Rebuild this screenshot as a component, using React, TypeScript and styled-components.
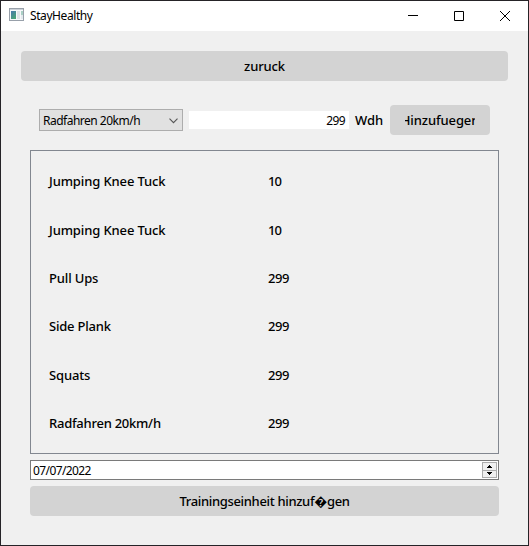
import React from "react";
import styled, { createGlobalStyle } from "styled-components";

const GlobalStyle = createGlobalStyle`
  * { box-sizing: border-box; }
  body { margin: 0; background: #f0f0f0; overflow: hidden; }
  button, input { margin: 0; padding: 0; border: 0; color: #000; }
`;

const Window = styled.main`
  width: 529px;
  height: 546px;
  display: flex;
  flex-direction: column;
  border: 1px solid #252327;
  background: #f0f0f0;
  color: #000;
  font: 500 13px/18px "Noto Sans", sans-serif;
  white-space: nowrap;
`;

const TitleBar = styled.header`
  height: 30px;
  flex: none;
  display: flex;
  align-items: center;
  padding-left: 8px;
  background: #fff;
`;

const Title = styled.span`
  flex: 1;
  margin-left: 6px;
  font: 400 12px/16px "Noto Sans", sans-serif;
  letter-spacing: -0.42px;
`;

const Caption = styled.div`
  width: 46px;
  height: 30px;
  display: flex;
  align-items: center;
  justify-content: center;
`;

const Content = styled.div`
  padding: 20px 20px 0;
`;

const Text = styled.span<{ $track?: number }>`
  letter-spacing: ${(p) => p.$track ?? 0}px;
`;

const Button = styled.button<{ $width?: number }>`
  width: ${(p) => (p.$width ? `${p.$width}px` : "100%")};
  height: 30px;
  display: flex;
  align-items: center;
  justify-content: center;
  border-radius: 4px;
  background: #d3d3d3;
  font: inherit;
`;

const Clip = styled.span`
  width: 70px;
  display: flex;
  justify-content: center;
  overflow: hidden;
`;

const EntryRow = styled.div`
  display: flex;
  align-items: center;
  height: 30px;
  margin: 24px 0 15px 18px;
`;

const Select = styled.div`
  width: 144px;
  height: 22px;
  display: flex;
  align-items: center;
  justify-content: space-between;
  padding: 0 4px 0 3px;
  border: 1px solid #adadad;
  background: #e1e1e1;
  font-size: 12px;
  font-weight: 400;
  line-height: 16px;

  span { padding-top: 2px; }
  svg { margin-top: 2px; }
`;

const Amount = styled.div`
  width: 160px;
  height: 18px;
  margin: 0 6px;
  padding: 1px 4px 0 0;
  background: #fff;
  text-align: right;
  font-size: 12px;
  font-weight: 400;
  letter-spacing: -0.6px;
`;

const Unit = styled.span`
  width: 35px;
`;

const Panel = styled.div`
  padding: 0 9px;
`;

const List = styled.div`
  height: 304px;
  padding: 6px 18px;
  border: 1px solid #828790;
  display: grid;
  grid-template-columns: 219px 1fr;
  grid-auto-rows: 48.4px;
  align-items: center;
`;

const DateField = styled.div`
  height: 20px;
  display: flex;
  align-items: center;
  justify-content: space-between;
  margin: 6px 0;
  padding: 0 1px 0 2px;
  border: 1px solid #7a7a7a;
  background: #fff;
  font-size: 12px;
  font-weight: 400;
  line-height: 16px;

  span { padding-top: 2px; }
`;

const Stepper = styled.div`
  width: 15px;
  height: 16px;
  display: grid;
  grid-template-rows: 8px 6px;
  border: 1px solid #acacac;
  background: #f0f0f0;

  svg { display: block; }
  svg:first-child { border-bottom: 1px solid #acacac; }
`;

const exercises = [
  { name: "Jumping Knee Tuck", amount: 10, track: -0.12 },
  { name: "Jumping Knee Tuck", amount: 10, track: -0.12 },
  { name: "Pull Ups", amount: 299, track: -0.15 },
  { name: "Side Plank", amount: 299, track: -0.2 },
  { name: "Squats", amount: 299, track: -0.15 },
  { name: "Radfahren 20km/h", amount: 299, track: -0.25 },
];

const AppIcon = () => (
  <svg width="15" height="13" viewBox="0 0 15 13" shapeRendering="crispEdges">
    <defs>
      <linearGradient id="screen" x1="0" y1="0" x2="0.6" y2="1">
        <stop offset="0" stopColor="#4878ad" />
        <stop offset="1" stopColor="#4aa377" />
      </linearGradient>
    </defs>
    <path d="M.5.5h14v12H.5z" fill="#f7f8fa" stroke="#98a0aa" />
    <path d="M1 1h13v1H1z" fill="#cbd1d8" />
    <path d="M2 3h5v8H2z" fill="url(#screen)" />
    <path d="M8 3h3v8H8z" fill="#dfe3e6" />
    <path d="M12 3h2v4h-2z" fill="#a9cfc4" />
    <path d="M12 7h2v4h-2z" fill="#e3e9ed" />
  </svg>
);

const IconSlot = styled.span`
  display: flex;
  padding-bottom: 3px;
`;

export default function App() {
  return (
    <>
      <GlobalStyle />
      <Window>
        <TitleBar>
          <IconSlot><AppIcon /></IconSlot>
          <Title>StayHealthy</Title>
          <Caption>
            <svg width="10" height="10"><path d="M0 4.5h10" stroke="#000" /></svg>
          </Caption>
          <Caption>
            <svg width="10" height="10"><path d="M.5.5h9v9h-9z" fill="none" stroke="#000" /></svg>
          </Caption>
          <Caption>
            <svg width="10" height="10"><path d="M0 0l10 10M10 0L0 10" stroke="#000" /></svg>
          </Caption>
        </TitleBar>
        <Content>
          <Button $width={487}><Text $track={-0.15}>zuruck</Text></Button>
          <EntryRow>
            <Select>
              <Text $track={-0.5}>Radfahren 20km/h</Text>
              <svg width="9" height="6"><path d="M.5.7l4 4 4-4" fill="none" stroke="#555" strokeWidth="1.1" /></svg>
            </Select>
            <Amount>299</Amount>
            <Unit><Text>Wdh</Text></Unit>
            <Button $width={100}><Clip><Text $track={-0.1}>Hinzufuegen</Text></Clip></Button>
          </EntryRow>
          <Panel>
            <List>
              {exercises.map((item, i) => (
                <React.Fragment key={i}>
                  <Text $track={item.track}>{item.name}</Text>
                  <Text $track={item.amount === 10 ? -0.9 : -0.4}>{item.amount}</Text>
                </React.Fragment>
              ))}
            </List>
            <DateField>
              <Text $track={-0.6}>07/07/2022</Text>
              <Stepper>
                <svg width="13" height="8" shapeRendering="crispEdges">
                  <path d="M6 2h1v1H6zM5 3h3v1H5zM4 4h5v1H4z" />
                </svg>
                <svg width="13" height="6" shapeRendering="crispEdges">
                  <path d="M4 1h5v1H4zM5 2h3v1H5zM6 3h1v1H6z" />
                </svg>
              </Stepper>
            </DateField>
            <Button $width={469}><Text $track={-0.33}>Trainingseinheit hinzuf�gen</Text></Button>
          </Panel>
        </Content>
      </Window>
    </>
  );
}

============================================================

> Instruction
Transcribe the full listing above exactly as it stands, minus the pictures.

> Output of the task
Rebuild this screenshot as a component, using React, TypeScript and styled-components.
import React from "react";
import styled, { createGlobalStyle } from "styled-components";

const GlobalStyle = createGlobalStyle`
  * { box-sizing: border-box; }
  body { margin: 0; background: #f0f0f0; overflow: hidden; }
  button, input { margin: 0; padding: 0; border: 0; color: #000; }
`;

const Window = styled.main`
  width: 529px;
  height: 546px;
  display: flex;
  flex-direction: column;
  border: 1px solid #252327;
  background: #f0f0f0;
  color: #000;
  font: 500 13px/18px "Noto Sans", sans-serif;
  white-space: nowrap;
`;

const TitleBar = styled.header`
  height: 30px;
  flex: none;
  display: flex;
  align-items: center;
  padding-left: 8px;
  background: #fff;
`;

const Title = styled.span`
  flex: 1;
  margin-left: 6px;
  font: 400 12px/16px "Noto Sans", sans-serif;
  letter-spacing: -0.42px;
`;

const Caption = styled.div`
  width: 46px;
  height: 30px;
  display: flex;
  align-items: center;
  justify-content: center;
`;

const Content = styled.div`
  padding: 20px 20px 0;
`;

const Text = styled.span<{ $track?: number }>`
  letter-spacing: ${(p) => p.$track ?? 0}px;
`;

const Button = styled.button<{ $width?: number }>`
  width: ${(p) => (p.$width ? `${p.$width}px` : "100%")};
  height: 30px;
  display: flex;
  align-items: center;
  justify-content: center;
  border-radius: 4px;
  background: #d3d3d3;
  font: inherit;
`;

const Clip = styled.span`
  width: 70px;
  display: flex;
  justify-content: center;
  overflow: hidden;
`;

const EntryRow = styled.div`
  display: flex;
  align-items: center;
  height: 30px;
  margin: 24px 0 15px 18px;
`;

const Select = styled.div`
  width: 144px;
  height: 22px;
  display: flex;
  align-items: center;
  justify-content: space-between;
  padding: 0 4px 0 3px;
  border: 1px solid #adadad;
  background: #e1e1e1;
  font-size: 12px;
  font-weight: 400;
  line-height: 16px;

  span { padding-top: 2px; }
  svg { margin-top: 2px; }
`;

const Amount = styled.div`
  width: 160px;
  height: 18px;
  margin: 0 6px;
  padding: 1px 4px 0 0;
  background: #fff;
  text-align: right;
  font-size: 12px;
  font-weight: 400;
  letter-spacing: -0.6px;
`;

const Unit = styled.span`
  width: 35px;
`;

const Panel = styled.div`
  padding: 0 9px;
`;

const List = styled.div`
  height: 304px;
  padding: 6px 18px;
  border: 1px solid #828790;
  display: grid;
  grid-template-columns: 219px 1fr;
  grid-auto-rows: 48.4px;
  align-items: center;
`;

const DateField = styled.div`
  height: 20px;
  display: flex;
  align-items: center;
  justify-content: space-between;
  margin: 6px 0;
  padding: 0 1px 0 2px;
  border: 1px solid #7a7a7a;
  background: #fff;
  font-size: 12px;
  font-weight: 400;
  line-height: 16px;

  span { padding-top: 2px; }
`;

const Stepper = styled.div`
  width: 15px;
  height: 16px;
  display: grid;
  grid-template-rows: 8px 6px;
  border: 1px solid #acacac;
  background: #f0f0f0;

  svg { display: block; }
  svg:first-child { border-bottom: 1px solid #acacac; }
`;

const exercises = [
  { name: "Jumping Knee Tuck", amount: 10, track: -0.12 },
  { name: "Jumping Knee Tuck", amount: 10, track: -0.12 },
  { name: "Pull Ups", amount: 299, track: -0.15 },
  { name: "Side Plank", amount: 299, track: -0.2 },
  { name: "Squats", amount: 299, track: -0.15 },
  { name: "Radfahren 20km/h", amount: 299, track: -0.25 },
];

const AppIcon = () => (
  <svg width="15" height="13" viewBox="0 0 15 13" shapeRendering="crispEdges">
    <defs>
      <linearGradient id="screen" x1="0" y1="0" x2="0.6" y2="1">
        <stop offset="0" stopColor="#4878ad" />
        <stop offset="1" stopColor="#4aa377" />
      </linearGradient>
    </defs>
    <path d="M.5.5h14v12H.5z" fill="#f7f8fa" stroke="#98a0aa" />
    <path d="M1 1h13v1H1z" fill="#cbd1d8" />
    <path d="M2 3h5v8H2z" fill="url(#screen)" />
    <path d="M8 3h3v8H8z" fill="#dfe3e6" />
    <path d="M12 3h2v4h-2z" fill="#a9cfc4" />
    <path d="M12 7h2v4h-2z" fill="#e3e9ed" />
  </svg>
);

const IconSlot = styled.span`
  display: flex;
  padding-bottom: 3px;
`;

export default function App() {
  return (
    <>
      <GlobalStyle />
      <Window>
        <TitleBar>
          <IconSlot><AppIcon /></IconSlot>
          <Title>StayHealthy</Title>
          <Caption>
            <svg width="10" height="10"><path d="M0 4.5h10" stroke="#000" /></svg>
          </Caption>
          <Caption>
            <svg width="10" height="10"><path d="M.5.5h9v9h-9z" fill="none" stroke="#000" /></svg>
          </Caption>
          <Caption>
            <svg width="10" height="10"><path d="M0 0l10 10M10 0L0 10" stroke="#000" /></svg>
          </Caption>
        </TitleBar>
        <Content>
          <Button $width={487}><Text $track={-0.15}>zuruck</Text></Button>
          <EntryRow>
            <Select>
              <Text $track={-0.5}>Radfahren 20km/h</Text>
              <svg width="9" height="6"><path d="M.5.7l4 4 4-4" fill="none" stroke="#555" strokeWidth="1.1" /></svg>
            </Select>
            <Amount>299</Amount>
            <Unit><Text>Wdh</Text></Unit>
            <Button $width={100}><Clip><Text $track={-0.1}>Hinzufuegen</Text></Clip></Button>
          </EntryRow>
          <Panel>
            <List>
              {exercises.map((item, i) => (
                <React.Fragment key={i}>
                  <Text $track={item.track}>{item.name}</Text>
                  <Text $track={item.amount === 10 ? -0.9 : -0.4}>{item.amount}</Text>
                </React.Fragment>
              ))}
            </List>
            <DateField>
              <Text $track={-0.6}>07/07/2022</Text>
              <Stepper>
                <svg width="13" height="8" shapeRendering="crispEdges">
                  <path d="M6 2h1v1H6zM5 3h3v1H5zM4 4h5v1H4z" />
                </svg>
                <svg width="13" height="6" shapeRendering="crispEdges">
                  <path d="M4 1h5v1H4zM5 2h3v1H5zM6 3h1v1H6z" />
                </svg>
              </Stepper>
            </DateField>
            <Button $width={469}><Text $track={-0.33}>Trainingseinheit hinzuf�gen</Text></Button>
          </Panel>
        </Content>
      </Window>
    </>
  );
}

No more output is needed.